I gestaltisti hanno proposto una teoria del campo: ogni configurazione della stimolazione luminosa che colpisce la retina dell'occhio produce presumibilmente uno specifico processo nel cervello; processo che si organizza in campi di casualità globali e che varia ad ogni variazione della distribuzione dello stimolo.

Le singole sensazioni non sono determinate dalla stimolazione che interviene nell'osservazione visiva (e in realtà non si osservano nell'esperienza percettiva).

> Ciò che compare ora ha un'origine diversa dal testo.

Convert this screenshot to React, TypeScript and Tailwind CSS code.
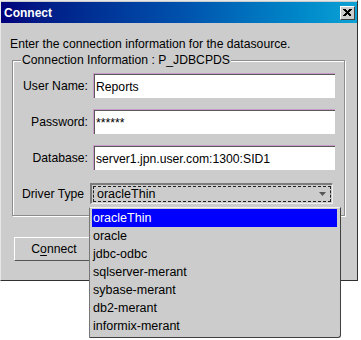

Per sapere come apparirà una configurazione di stimoli (per esempio un quadro), dobbiamo perciò sapere come si organizzeranno i sottostanti campi celebrali dell'osservatore per risposta a quella configurazione.

Si possono individuare particolari regole d'organizzazione: per esempio.

Vedremo quelle forme che sono le più simmetriche possibili: LEGGE DI SIMMETRIA.


Tenderemo a vedere linee e contorni nel modo più continuo possibile. (vediamo un'onda sinusoidale e un'onda quadrata) piuttosto che un insieme di forme chiuse LEGGE DI BUONA CONTINUAZIONE


Tenderemo a vedere cose tra loro vicine come accomunate in uno stesso ambito LEGGE DELLA VICINANZA


Percepiamo la tridimensionalità quando l'organizzazione del campo celebrale prodotta da una data distribuzione dello stimolo sulla retina è più semplice per un oggetto tridimensionale per quanto lo sia per uno bidimensionale.